The task - Return a copy of each line that holds the string "page".

— Begin The data —

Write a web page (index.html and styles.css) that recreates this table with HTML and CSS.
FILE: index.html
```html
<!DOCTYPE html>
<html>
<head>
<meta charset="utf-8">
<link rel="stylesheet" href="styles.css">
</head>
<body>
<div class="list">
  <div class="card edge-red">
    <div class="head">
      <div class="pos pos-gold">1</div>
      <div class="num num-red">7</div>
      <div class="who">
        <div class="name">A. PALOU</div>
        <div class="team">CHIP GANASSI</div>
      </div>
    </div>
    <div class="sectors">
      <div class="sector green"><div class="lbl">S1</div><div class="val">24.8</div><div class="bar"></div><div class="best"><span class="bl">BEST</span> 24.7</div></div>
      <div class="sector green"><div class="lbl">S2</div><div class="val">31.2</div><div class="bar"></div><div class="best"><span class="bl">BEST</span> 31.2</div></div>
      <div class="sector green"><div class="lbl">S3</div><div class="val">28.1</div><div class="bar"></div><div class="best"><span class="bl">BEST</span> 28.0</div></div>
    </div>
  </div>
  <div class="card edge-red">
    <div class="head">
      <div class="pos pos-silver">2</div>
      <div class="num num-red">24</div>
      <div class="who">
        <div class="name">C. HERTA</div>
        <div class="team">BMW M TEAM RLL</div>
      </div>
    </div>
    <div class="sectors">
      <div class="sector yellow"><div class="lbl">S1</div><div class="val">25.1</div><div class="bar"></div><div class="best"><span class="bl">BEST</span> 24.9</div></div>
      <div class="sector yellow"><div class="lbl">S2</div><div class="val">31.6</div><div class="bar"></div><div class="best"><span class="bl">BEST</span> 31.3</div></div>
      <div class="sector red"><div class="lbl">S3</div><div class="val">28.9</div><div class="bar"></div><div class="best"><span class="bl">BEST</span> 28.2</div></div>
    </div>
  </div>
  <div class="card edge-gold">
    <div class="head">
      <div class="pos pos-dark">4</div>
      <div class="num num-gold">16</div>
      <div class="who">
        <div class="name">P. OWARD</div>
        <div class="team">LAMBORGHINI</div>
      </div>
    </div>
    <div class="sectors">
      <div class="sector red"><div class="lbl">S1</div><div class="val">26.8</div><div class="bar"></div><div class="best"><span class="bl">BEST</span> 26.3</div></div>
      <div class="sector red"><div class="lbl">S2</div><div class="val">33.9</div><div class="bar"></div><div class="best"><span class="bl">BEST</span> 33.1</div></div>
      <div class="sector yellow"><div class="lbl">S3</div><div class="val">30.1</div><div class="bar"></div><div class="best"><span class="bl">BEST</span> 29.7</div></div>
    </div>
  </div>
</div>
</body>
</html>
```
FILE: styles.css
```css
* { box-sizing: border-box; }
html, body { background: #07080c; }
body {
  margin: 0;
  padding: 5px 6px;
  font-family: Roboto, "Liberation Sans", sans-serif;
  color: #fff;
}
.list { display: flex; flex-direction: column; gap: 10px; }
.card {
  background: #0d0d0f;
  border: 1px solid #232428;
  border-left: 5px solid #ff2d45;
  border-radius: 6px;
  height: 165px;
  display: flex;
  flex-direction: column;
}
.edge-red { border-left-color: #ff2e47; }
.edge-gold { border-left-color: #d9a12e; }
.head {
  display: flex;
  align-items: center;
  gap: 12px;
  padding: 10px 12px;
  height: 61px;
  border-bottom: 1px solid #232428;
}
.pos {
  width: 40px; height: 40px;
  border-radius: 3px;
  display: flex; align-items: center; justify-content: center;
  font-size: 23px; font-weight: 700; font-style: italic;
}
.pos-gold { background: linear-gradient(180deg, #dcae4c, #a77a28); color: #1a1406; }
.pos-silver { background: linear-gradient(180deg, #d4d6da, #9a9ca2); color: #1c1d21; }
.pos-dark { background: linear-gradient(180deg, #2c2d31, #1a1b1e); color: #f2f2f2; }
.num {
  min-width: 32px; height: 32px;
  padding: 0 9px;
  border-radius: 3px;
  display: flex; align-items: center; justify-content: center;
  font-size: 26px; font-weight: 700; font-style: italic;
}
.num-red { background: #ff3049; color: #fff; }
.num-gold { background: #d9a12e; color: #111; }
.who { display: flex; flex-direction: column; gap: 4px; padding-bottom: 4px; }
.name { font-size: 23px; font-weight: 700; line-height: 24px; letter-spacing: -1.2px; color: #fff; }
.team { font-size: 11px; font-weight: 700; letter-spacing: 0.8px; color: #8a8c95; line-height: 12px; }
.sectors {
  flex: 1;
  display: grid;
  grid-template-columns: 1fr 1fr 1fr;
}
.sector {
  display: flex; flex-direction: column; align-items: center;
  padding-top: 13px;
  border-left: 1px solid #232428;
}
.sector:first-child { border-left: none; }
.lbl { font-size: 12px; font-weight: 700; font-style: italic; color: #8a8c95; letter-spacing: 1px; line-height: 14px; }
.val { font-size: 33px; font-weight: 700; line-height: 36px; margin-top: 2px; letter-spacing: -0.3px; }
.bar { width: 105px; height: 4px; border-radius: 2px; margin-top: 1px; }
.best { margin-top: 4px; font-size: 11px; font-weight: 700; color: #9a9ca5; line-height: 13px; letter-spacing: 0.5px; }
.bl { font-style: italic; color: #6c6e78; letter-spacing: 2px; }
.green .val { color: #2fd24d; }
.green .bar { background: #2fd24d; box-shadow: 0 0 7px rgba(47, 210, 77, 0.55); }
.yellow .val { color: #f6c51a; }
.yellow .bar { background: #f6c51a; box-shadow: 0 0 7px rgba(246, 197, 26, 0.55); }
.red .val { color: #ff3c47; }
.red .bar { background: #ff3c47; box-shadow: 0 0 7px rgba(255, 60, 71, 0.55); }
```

— End The data —
— Begin The data —

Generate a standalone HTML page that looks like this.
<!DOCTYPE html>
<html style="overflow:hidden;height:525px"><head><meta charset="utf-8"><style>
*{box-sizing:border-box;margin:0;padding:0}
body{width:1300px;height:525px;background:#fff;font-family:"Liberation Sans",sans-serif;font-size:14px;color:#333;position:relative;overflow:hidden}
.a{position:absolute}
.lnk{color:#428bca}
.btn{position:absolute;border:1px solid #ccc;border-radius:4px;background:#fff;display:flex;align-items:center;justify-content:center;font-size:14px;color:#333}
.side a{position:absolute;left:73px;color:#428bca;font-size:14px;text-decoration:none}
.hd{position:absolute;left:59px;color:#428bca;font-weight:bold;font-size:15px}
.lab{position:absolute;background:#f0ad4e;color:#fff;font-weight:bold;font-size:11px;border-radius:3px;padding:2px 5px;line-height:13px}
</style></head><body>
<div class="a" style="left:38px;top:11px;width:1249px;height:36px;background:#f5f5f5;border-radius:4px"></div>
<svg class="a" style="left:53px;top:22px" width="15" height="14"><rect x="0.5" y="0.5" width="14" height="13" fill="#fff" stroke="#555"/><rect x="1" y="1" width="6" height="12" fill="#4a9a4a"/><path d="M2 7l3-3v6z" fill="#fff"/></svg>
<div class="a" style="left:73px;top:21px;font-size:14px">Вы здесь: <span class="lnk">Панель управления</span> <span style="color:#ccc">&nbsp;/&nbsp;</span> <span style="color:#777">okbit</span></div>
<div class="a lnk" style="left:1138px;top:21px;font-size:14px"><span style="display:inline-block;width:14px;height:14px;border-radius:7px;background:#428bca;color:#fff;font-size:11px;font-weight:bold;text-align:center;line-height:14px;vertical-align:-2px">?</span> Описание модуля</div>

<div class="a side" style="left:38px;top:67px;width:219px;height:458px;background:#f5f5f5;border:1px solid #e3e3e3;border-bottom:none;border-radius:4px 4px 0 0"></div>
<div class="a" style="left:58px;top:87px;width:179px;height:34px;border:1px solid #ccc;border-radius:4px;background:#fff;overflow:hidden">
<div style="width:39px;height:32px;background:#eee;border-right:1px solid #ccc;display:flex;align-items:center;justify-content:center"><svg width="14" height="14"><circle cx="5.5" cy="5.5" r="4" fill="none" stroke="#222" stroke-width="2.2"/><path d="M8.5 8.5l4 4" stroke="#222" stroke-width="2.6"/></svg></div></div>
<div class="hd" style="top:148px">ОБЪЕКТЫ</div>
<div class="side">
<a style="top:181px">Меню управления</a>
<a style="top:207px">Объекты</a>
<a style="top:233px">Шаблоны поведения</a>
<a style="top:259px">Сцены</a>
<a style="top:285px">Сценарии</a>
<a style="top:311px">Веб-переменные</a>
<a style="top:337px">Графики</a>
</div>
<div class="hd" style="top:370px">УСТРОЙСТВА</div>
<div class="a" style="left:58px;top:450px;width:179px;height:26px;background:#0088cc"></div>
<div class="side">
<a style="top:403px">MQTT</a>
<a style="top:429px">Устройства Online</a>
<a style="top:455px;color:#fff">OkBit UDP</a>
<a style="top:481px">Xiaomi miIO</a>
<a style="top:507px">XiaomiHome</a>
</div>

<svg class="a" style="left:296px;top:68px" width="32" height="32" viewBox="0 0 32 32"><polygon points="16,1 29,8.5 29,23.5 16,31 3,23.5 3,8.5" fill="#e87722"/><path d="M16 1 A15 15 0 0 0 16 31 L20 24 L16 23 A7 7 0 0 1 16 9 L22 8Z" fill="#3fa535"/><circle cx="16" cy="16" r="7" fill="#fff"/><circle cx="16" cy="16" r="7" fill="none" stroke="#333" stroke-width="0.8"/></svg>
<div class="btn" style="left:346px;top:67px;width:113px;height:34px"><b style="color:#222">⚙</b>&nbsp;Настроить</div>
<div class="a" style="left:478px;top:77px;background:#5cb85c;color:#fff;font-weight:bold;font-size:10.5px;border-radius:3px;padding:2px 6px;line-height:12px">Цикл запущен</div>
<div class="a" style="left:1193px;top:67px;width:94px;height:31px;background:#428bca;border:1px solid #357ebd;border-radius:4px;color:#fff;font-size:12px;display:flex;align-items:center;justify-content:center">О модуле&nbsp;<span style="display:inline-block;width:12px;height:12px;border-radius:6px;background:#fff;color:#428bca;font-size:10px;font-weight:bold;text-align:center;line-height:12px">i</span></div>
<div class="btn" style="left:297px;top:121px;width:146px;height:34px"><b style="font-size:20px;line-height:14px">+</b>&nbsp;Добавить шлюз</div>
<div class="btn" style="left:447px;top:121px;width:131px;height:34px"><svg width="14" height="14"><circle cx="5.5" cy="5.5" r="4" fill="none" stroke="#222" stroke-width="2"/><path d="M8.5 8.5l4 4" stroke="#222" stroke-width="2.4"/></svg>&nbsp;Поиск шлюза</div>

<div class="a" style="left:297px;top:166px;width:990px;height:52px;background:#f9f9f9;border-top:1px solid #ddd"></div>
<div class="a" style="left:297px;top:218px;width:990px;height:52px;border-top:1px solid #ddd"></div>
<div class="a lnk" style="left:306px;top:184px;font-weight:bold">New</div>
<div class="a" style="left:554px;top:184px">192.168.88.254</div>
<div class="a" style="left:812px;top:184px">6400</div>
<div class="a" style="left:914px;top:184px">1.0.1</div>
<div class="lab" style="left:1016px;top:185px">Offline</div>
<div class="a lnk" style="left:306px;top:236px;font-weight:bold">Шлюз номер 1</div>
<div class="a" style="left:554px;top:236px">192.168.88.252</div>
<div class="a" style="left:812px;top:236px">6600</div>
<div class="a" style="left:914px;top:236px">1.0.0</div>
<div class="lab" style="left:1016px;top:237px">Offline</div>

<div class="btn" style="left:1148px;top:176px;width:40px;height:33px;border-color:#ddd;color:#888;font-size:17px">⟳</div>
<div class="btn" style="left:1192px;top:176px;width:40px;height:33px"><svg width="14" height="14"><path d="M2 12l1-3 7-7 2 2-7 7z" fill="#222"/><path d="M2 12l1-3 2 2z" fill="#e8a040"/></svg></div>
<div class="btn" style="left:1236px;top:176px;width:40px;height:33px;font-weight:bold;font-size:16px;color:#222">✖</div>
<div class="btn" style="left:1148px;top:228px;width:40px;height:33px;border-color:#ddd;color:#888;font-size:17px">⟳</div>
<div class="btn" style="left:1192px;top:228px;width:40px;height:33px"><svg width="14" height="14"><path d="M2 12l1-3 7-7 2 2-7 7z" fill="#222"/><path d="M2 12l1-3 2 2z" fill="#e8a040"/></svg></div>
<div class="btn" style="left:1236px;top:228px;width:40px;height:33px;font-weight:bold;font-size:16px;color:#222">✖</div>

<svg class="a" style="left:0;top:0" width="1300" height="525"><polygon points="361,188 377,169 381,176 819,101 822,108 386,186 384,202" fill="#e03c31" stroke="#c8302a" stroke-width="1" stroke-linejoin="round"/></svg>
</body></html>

— End The data —

Written response -
Write a web page (index.html and styles.css) that recreates this table with HTML and CSS.
Generate a standalone HTML page that looks like this.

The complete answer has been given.